What you will do: Find every line in the records below that holds the word "components" and copy it.

(Interface markup and scripts)
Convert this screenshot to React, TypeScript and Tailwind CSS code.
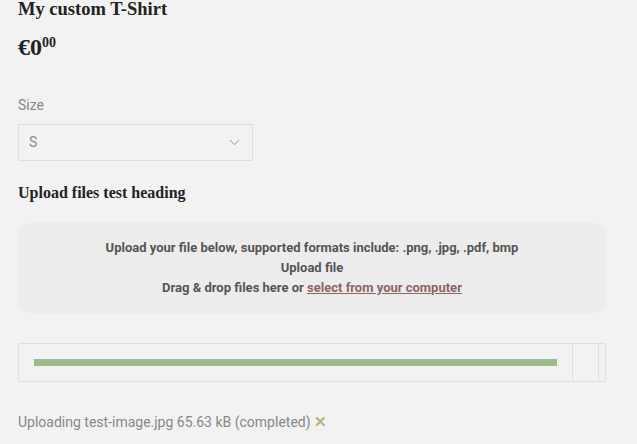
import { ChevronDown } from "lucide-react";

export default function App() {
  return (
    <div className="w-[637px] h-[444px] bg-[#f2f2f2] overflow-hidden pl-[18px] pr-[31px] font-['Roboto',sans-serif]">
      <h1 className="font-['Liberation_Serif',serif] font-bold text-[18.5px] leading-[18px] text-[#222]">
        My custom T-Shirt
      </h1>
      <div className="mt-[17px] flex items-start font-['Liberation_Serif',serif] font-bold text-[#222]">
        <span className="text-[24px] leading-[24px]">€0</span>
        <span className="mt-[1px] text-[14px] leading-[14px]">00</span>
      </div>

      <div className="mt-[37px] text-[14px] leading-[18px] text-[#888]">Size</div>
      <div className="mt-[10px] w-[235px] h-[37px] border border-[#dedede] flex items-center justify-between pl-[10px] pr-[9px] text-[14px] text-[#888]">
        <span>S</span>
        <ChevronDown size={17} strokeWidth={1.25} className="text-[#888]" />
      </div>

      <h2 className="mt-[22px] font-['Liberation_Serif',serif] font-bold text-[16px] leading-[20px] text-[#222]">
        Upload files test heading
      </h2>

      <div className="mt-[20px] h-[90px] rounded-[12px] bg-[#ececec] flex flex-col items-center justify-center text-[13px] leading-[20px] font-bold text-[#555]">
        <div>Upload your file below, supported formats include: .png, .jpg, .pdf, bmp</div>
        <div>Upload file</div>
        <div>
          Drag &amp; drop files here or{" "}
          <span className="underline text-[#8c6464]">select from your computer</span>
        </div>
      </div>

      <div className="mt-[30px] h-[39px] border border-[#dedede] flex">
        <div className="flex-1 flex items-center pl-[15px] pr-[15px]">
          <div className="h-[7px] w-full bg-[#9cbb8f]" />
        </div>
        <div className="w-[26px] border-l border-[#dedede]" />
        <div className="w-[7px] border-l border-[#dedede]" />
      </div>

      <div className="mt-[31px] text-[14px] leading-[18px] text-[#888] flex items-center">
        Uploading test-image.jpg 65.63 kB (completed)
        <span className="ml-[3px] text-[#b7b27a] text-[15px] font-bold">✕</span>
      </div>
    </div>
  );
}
--
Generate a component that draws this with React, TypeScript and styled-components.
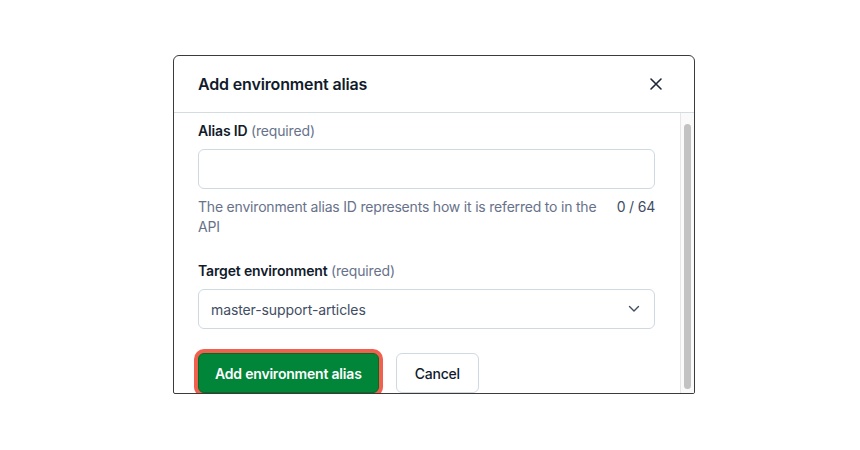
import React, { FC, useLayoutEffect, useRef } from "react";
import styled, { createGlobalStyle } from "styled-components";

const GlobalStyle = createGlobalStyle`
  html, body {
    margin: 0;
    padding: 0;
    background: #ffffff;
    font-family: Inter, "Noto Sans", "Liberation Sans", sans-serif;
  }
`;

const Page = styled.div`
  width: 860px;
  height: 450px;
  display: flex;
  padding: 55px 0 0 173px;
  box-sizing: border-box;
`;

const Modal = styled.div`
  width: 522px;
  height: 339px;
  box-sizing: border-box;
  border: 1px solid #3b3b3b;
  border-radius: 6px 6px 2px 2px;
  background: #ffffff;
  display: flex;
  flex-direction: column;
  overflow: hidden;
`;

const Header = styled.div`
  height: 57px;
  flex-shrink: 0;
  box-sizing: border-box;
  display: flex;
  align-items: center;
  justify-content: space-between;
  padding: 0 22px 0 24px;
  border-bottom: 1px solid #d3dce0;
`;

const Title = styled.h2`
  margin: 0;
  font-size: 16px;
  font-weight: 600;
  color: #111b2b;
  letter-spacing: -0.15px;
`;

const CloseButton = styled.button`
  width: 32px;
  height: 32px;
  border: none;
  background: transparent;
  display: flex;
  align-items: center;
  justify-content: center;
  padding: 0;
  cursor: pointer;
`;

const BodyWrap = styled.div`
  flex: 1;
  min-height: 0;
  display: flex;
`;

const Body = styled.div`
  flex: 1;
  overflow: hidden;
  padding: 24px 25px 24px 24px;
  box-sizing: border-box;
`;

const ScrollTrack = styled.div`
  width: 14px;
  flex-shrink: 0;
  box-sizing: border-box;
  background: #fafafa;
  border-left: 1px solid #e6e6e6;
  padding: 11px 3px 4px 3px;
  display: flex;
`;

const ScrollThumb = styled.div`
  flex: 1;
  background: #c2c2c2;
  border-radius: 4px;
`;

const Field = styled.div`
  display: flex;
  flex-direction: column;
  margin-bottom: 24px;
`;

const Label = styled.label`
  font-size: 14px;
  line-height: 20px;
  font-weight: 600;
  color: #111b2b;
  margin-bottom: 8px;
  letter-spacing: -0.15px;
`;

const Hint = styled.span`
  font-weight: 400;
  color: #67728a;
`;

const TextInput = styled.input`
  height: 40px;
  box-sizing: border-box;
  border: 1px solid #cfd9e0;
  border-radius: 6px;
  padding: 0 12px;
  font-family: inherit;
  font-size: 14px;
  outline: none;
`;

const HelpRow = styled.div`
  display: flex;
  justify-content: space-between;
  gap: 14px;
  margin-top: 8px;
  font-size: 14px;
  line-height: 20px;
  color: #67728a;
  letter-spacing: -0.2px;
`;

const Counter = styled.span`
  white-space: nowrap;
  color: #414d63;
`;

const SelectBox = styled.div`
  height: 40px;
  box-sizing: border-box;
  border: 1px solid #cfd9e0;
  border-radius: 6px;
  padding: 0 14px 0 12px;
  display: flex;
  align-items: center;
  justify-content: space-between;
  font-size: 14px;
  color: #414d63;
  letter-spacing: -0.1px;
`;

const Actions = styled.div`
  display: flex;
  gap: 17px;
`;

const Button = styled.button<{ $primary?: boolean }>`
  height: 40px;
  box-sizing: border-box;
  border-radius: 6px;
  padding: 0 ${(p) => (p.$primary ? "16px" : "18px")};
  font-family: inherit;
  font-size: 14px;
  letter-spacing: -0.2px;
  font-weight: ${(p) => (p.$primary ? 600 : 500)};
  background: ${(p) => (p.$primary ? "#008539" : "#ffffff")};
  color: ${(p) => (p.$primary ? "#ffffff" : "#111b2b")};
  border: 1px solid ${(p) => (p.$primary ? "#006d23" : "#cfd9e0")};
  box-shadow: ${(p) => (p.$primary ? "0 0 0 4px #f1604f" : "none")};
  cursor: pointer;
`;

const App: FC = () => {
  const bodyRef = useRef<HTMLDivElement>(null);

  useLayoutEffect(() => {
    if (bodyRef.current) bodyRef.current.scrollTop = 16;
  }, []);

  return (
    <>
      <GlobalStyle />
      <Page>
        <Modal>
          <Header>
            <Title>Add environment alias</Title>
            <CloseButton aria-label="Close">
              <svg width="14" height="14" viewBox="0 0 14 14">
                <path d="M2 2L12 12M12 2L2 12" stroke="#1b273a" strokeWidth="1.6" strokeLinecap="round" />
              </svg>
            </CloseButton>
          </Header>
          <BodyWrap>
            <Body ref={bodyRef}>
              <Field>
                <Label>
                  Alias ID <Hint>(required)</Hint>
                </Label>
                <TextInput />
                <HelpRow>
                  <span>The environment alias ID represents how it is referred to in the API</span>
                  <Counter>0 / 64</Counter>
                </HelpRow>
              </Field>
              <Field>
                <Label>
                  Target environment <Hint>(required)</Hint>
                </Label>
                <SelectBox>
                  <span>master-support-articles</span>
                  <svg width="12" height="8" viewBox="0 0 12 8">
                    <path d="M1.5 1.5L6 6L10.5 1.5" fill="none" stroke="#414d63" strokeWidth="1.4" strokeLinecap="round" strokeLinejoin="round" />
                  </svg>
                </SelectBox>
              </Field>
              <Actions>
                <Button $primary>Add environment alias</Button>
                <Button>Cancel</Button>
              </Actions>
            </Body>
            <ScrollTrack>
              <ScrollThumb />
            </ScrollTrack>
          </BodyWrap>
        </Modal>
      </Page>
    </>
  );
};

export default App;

Reply to the task:
Generate a component that draws this with React, TypeScript and styled-components.
import styled, { createGlobalStyle } from "styled-components";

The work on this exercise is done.